28 May Design = Creating “There”
The word “design” comes from the German “da”, meaning there, and “sein”, which means being. So design is simply the way of “there-being” that all humans have.
We see it more as an activity now, the steps that one can make toward improving or strengthening the human condition.
Yet game designers go a step further.
We are people who construct situations which remodel the human way of “there-being” around new goal structures. We evoke the human sense of being within fictional, simulated environments. We let people fly, swim and create on scales that reality does not permit.

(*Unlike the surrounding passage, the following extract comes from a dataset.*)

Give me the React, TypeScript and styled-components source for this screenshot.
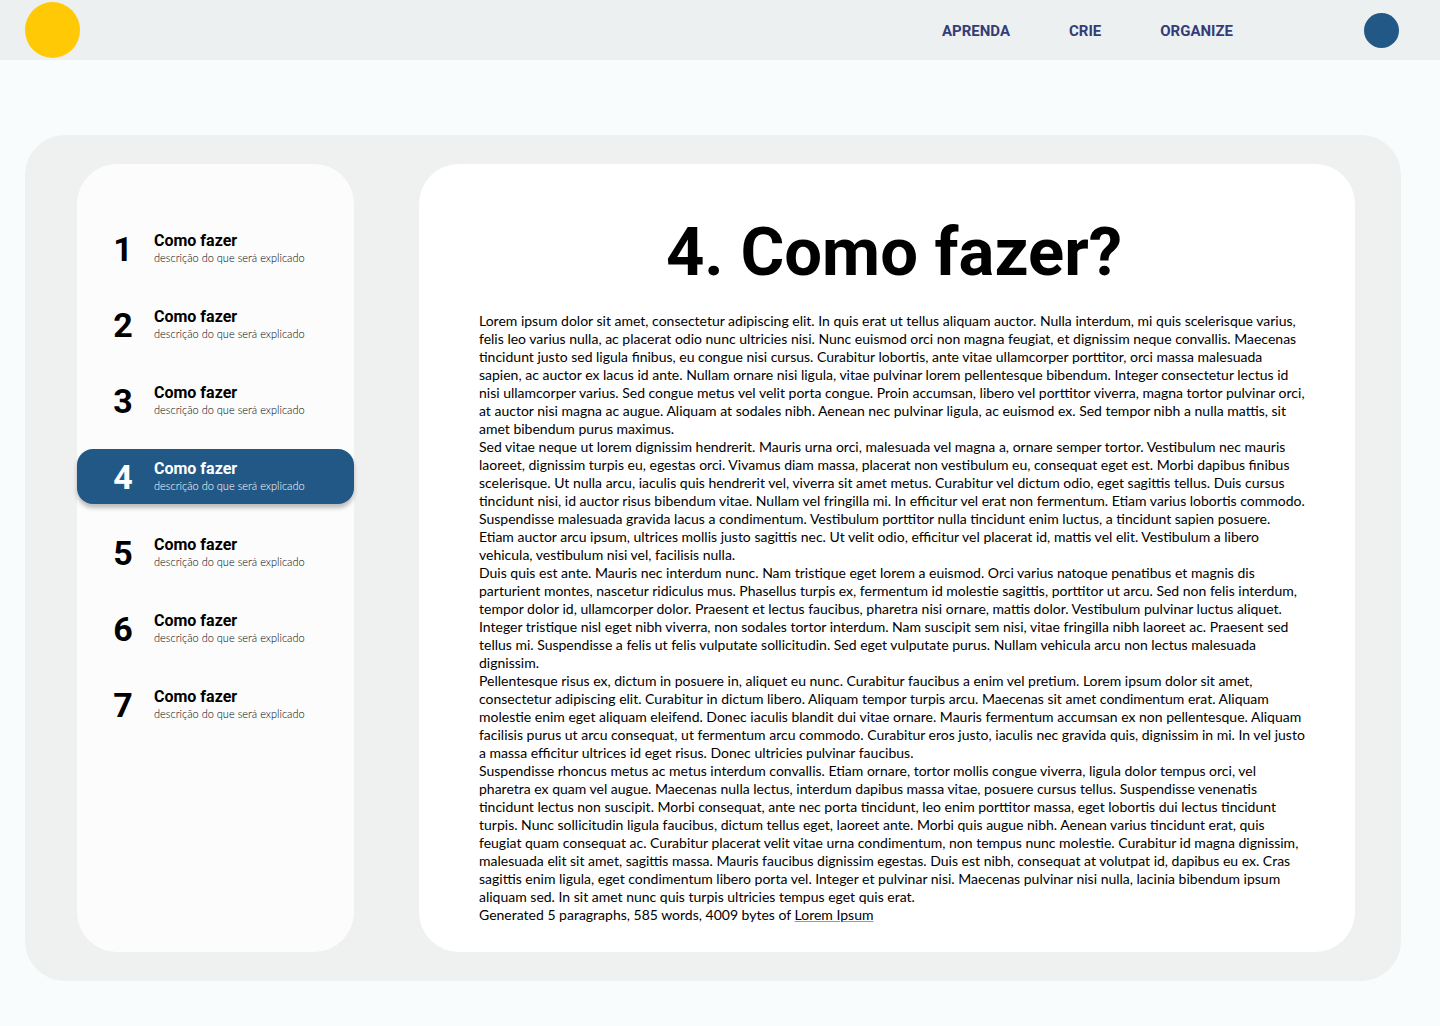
import React from "react";
import styled, { createGlobalStyle } from "styled-components";

const heading = `Roboto, "Open Sans", sans-serif`;

const GlobalStyle = createGlobalStyle`
  *, *::before, *::after { box-sizing: border-box; }
  body {
    margin: 0;
    background: #f8fcfd;
    color: #000;
    font-family: Lato, "Open Sans", sans-serif;
  }
`;

const TopBar = styled.header`
  display: flex;
  align-items: center;
  height: 60px;
  padding: 0 41px 0 25px;
  background: #ecf0f1;
`;

const Logo = styled.a`
  width: 55px;
  height: 56px;
  border-radius: 50%;
  background: #ffc905;
`;

const Nav = styled.nav`
  display: flex;
  gap: 59px;
  margin: 0 131px 0 auto;
  padding-top: 2px;
`;

const NavLink = styled.a`
  color: #353c76;
  font: 700 15px/20px ${heading};
  text-decoration: none;
`;

const Avatar = styled.button`
  width: 35px;
  height: 35px;
  padding: 0;
  border: 0;
  border-radius: 50%;
  background: #225885;
  cursor: pointer;
`;

const Panel = styled.main`
  display: flex;
  gap: 65px;
  margin: 75px 39px 45px 25px;
  padding: 29px 46px 29px 52px;
  border-radius: 40px;
  background: #eff1f1;
`;

const Sidebar = styled.nav`
  flex: 0 0 277px;
  padding: 57px 0;
  border-radius: 40px;
  background: #fcfcfc;
`;

const StepList = styled.ol`
  display: flex;
  flex-direction: column;
  gap: 21px;
  margin: 0;
  padding: 0;
  list-style: none;
`;

const Step = styled.button<{ $active: boolean }>`
  display: flex;
  align-items: center;
  gap: 21px;
  width: 100%;
  height: 55px;
  padding: 0 36px;
  border: 0;
  border-radius: 16px;
  background: ${(p) => (p.$active ? "#225885" : "transparent")};
  box-shadow: ${(p) => (p.$active ? "0 4px 4px rgba(0, 0, 0, 0.25)" : "none")};
  color: ${(p) => (p.$active ? "#fff" : "#000")};
  text-align: left;
  cursor: pointer;
`;

const StepNumber = styled.span`
  flex: 0 0 20px;
  font: 700 34px/40px ${heading};
  text-align: center;
`;

const StepText = styled.span`
  display: flex;
  flex-direction: column;
`;

const StepTitle = styled.span`
  font: 700 16px/18px ${heading};
`;

const StepDescription = styled.span`
  font: 300 11px/15px Lato, sans-serif;
  white-space: nowrap;
`;

const Article = styled.article`
  flex: 1;
  min-width: 0;
  padding: 50px 46px 28px 60px;
  border-radius: 40px;
  background: #fff;
`;

const Title = styled.h1`
  margin: 0 0 22px;
  font: 700 67px/76px ${heading};
  text-align: center;
`;

const Paragraph = styled.p`
  margin: 0;
  font-size: 14px;
  line-height: 18px;
  white-space: pre-line;
`;

const SourceLink = styled.a`
  color: inherit;
  text-decoration: underline 1px #999;
  text-underline-offset: 1px;
`;

const sections = ["Aprenda", "Crie", "Organize"];
const steps = [1, 2, 3, 4, 5, 6, 7];
const current = 4;

const paragraphs = [
  `Lorem ipsum dolor sit amet, consectetur adipiscing elit. In quis erat ut tellus aliquam auctor. Nulla interdum, mi quis scelerisque varius,
felis leo varius nulla, ac placerat odio nunc ultricies nisi. Nunc euismod orci non magna feugiat, et dignissim neque convallis. Maecenas
tincidunt justo sed ligula finibus, eu congue nisi cursus. Curabitur lobortis, ante vitae ullamcorper porttitor, orci massa malesuada
sapien, ac auctor ex lacus id ante. Nullam ornare nisi ligula, vitae pulvinar lorem pellentesque bibendum. Integer consectetur lectus id
nisi ullamcorper varius. Sed congue metus vel velit porta congue. Proin accumsan, libero vel porttitor viverra, magna tortor pulvinar orci,
at auctor nisi magna ac augue. Aliquam at sodales nibh. Aenean nec pulvinar ligula, ac euismod ex. Sed tempor nibh a nulla mattis, sit
amet bibendum purus maximus.`,
  `Sed vitae neque ut lorem dignissim hendrerit. Mauris urna orci, malesuada vel magna a, ornare semper tortor. Vestibulum nec mauris
laoreet, dignissim turpis eu, egestas orci. Vivamus diam massa, placerat non vestibulum eu, consequat eget est. Morbi dapibus finibus
scelerisque. Ut nulla arcu, iaculis quis hendrerit vel, viverra sit amet metus. Curabitur vel dictum odio, eget sagittis tellus. Duis cursus
tincidunt nisi, id auctor risus bibendum vitae. Nullam vel fringilla mi. In efficitur vel erat non fermentum. Etiam varius lobortis commodo.
Suspendisse malesuada gravida lacus a condimentum. Vestibulum porttitor nulla tincidunt enim luctus, a tincidunt sapien posuere.
Etiam auctor arcu ipsum, ultrices mollis justo sagittis nec. Ut velit odio, efficitur vel placerat id, mattis vel elit. Vestibulum a libero
vehicula, vestibulum nisi vel, facilisis nulla.`,
  `Duis quis est ante. Mauris nec interdum nunc. Nam tristique eget lorem a euismod. Orci varius natoque penatibus et magnis dis
parturient montes, nascetur ridiculus mus. Phasellus turpis ex, fermentum id molestie sagittis, porttitor ut arcu. Sed non felis interdum,
tempor dolor id, ullamcorper dolor. Praesent et lectus faucibus, pharetra nisi ornare, mattis dolor. Vestibulum pulvinar luctus aliquet.
Integer tristique nisl eget nibh viverra, non sodales tortor interdum. Nam suscipit sem nisi, vitae fringilla nibh laoreet ac. Praesent sed
tellus mi. Suspendisse a felis ut felis vulputate sollicitudin. Sed eget vulputate purus. Nullam vehicula arcu non lectus malesuada
dignissim.`,
  `Pellentesque risus ex, dictum in posuere in, aliquet eu nunc. Curabitur faucibus a enim vel pretium. Lorem ipsum dolor sit amet,
consectetur adipiscing elit. Curabitur in dictum libero. Aliquam tempor turpis arcu. Maecenas sit amet condimentum erat. Aliquam
molestie enim eget aliquam eleifend. Donec iaculis blandit dui vitae ornare. Mauris fermentum accumsan ex non pellentesque. Aliquam
facilisis purus ut arcu consequat, ut fermentum arcu commodo. Curabitur eros justo, iaculis nec gravida quis, dignissim in mi. In vel justo
a massa efficitur ultrices id eget risus. Donec ultricies pulvinar faucibus.`,
  `Suspendisse rhoncus metus ac metus interdum convallis. Etiam ornare, tortor mollis congue viverra, ligula dolor tempus orci, vel
pharetra ex quam vel augue. Maecenas nulla lectus, interdum dapibus massa vitae, posuere cursus tellus. Suspendisse venenatis
tincidunt lectus non suscipit. Morbi consequat, ante nec porta tincidunt, leo enim porttitor massa, eget lobortis dui lectus tincidunt
turpis. Nunc sollicitudin ligula faucibus, dictum tellus eget, laoreet ante. Morbi quis augue nibh. Aenean varius tincidunt erat, quis
feugiat quam consequat ac. Curabitur placerat velit vitae urna condimentum, non tempus nunc molestie. Curabitur id magna dignissim,
malesuada elit sit amet, sagittis massa. Mauris faucibus dignissim egestas. Duis est nibh, consequat at volutpat id, dapibus eu ex. Cras
sagittis enim ligula, eget condimentum libero porta vel. Integer et pulvinar nisi. Maecenas pulvinar nisi nulla, lacinia bibendum ipsum
aliquam sed. In sit amet nunc quis turpis ultricies tempus eget quis erat.`,
];

export default function App() {
  return (
    <>
      <GlobalStyle />
      <TopBar>
        <Logo href="#" aria-label="Início" />
        <Nav>
          {sections.map((name) => (
            <NavLink key={name} href={`#${name.toLowerCase()}`}>
              {name.toUpperCase()}
            </NavLink>
          ))}
        </Nav>
        <Avatar type="button" aria-label="Perfil" />
      </TopBar>
      <Panel>
        <Sidebar aria-label="Etapas">
          <StepList>
            {steps.map((n) => (
              <li key={n}>
                <Step
                  type="button"
                  $active={n === current}
                  aria-current={n === current ? "step" : undefined}
                >
                  <StepNumber>{n}</StepNumber>
                  <StepText>
                    <StepTitle>Como fazer</StepTitle>
                    <StepDescription>descrição do que será explicado</StepDescription>
                  </StepText>
                </Step>
              </li>
            ))}
          </StepList>
        </Sidebar>
        <Article>
          <Title>4. Como fazer?</Title>
          {paragraphs.map((text) => (
            <Paragraph key={text}>{text}</Paragraph>
          ))}
          <Paragraph>
            Generated 5 paragraphs, 585 words, 4009 bytes of{" "}
            <SourceLink href="#lorem-ipsum">Lorem Ipsum</SourceLink>
          </Paragraph>
        </Article>
      </Panel>
    </>
  );
}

Yet these experiences fail if they do not remain loyal to the basic human sense of “being” that each player brings to our crafted worlds. Game designers get to build the “there” so as to evoke “being,” and the “there” we build can be sculpted in ways that evoke certain aspects of the human mind, to influence a subtle shift in the human way of “being”. External circumstances have a direct influence of human conceptions of the self. So many basic aspects of humanity (murder, violence, destruction….) become enhanced and rewarded when the only goals within a system are combative or competitive. The goal structures that comprise games can be made more compulsive, tailored for the sake of escapism, hallucination, and corporate profit. These experiences can evoke lower aspects of human “being” while repressing higher functions like creativity, community or thoughtfulness. Many games evoke both.
But at Tilt we choose goals that foster education and inspiration.
Sounds simple but it’s pretty hard. It actually might be impossible to build a “there” without it’s own bias, it’s own tailored agenda that leaves out certain aspects of human “being”.
Is it okay only to design for only the aspects of human “there-being” with which we agree?
Or does doing so just lead to repression?